>>>>>

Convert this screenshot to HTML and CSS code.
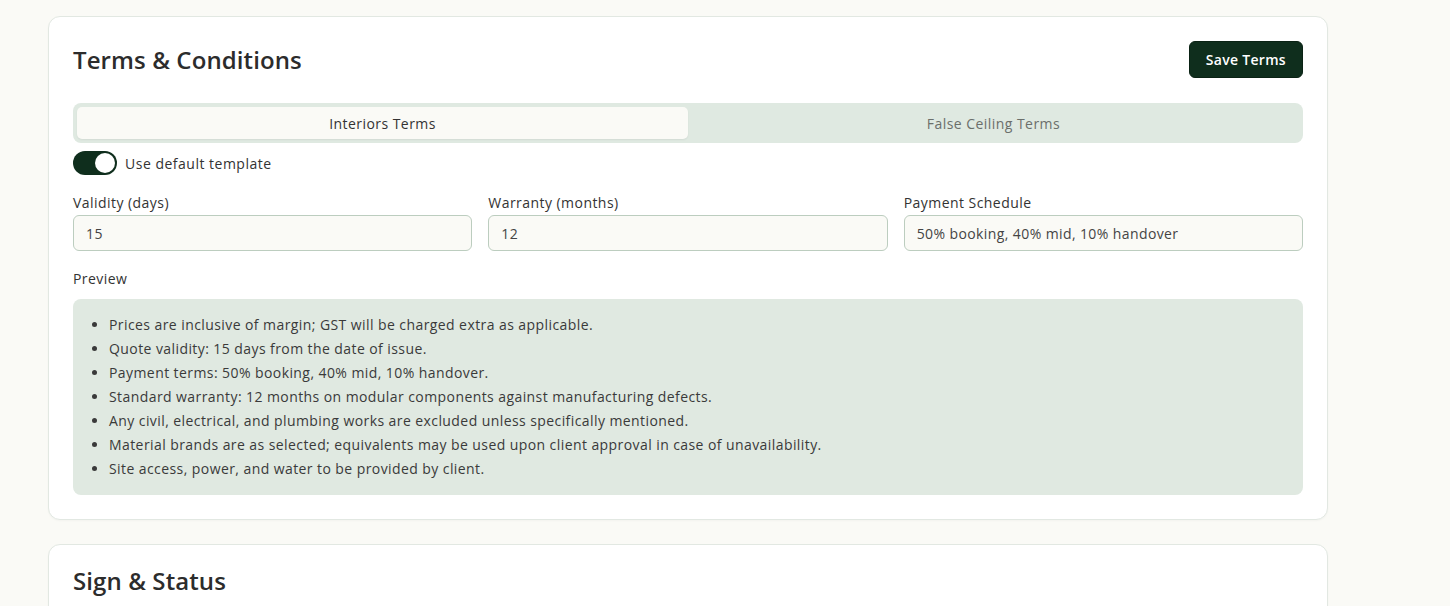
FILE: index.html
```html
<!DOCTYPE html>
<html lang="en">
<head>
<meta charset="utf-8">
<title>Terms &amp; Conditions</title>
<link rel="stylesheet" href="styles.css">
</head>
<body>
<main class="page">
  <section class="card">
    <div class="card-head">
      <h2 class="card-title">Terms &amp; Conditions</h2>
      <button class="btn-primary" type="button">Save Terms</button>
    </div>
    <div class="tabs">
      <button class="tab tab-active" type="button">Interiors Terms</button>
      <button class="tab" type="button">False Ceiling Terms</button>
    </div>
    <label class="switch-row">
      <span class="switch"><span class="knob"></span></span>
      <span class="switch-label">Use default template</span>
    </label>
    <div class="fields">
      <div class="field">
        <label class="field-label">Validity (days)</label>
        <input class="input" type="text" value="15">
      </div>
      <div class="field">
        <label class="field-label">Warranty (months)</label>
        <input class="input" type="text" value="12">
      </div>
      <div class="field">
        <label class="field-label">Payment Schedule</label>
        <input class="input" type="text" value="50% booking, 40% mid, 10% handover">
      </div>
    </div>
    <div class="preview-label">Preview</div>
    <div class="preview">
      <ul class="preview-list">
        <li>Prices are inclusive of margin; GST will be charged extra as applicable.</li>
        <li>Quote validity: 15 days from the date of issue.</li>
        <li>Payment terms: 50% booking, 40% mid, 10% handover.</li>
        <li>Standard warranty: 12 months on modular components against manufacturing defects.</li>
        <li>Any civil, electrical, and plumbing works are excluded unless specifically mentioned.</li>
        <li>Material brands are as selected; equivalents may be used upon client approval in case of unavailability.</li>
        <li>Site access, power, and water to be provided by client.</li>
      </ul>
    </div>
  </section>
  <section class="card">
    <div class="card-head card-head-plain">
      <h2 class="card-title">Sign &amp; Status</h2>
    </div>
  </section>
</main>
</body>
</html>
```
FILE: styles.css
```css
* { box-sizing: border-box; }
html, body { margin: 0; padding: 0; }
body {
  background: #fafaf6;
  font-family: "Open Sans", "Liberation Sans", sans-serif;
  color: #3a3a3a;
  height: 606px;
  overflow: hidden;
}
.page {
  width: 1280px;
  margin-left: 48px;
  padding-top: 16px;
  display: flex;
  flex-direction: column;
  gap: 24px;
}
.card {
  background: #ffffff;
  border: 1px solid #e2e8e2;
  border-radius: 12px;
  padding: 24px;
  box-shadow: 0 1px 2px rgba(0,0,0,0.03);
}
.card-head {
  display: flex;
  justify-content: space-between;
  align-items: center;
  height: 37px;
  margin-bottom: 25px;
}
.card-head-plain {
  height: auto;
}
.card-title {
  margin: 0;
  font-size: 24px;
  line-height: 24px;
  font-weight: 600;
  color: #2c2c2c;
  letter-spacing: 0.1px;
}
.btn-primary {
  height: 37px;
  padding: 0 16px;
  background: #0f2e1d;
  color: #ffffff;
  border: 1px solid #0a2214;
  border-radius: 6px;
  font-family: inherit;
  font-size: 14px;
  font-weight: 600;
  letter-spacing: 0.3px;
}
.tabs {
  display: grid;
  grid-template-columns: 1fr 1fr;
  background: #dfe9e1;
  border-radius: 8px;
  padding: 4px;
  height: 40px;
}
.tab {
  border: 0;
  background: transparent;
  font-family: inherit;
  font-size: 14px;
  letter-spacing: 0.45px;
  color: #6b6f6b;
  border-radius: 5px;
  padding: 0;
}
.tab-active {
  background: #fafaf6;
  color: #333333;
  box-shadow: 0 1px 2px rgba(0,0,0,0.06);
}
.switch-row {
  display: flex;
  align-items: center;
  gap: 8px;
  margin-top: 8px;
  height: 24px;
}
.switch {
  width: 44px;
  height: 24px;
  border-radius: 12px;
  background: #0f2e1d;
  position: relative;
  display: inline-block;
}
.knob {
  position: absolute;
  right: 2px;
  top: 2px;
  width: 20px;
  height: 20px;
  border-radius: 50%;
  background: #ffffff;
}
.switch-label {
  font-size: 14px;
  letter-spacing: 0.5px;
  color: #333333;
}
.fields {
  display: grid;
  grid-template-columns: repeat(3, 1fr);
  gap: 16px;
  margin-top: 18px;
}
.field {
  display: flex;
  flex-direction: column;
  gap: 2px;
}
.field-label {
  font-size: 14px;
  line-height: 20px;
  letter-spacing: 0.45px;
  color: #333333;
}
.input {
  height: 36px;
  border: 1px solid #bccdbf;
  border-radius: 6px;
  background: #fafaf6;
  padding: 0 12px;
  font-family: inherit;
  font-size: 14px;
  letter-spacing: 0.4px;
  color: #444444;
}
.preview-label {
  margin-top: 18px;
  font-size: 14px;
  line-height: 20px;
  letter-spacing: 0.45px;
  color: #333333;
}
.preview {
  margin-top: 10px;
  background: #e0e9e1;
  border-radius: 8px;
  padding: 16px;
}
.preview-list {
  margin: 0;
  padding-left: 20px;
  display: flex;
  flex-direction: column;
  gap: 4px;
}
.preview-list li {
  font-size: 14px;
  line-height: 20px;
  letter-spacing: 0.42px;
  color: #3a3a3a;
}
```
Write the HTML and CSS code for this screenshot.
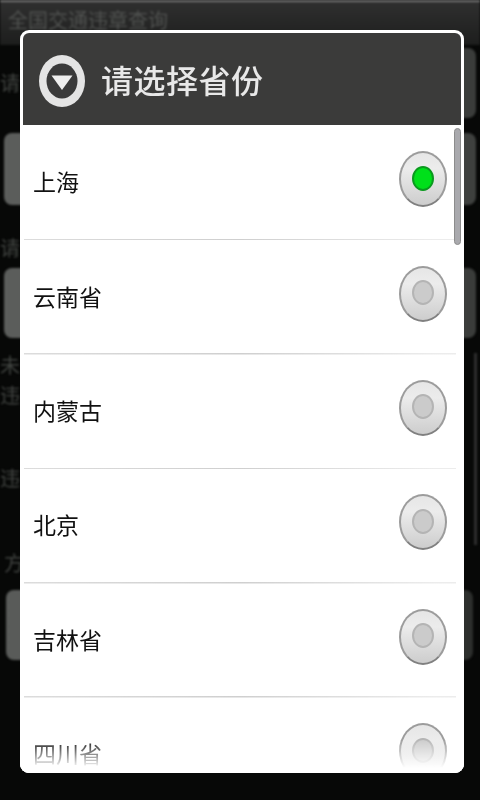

<<<<<

Exercise objective:
From the entries above, list each line with "screenshot" in it.

Written solution:
Convert this screenshot to HTML and CSS code.
Write the HTML and CSS code for this screenshot.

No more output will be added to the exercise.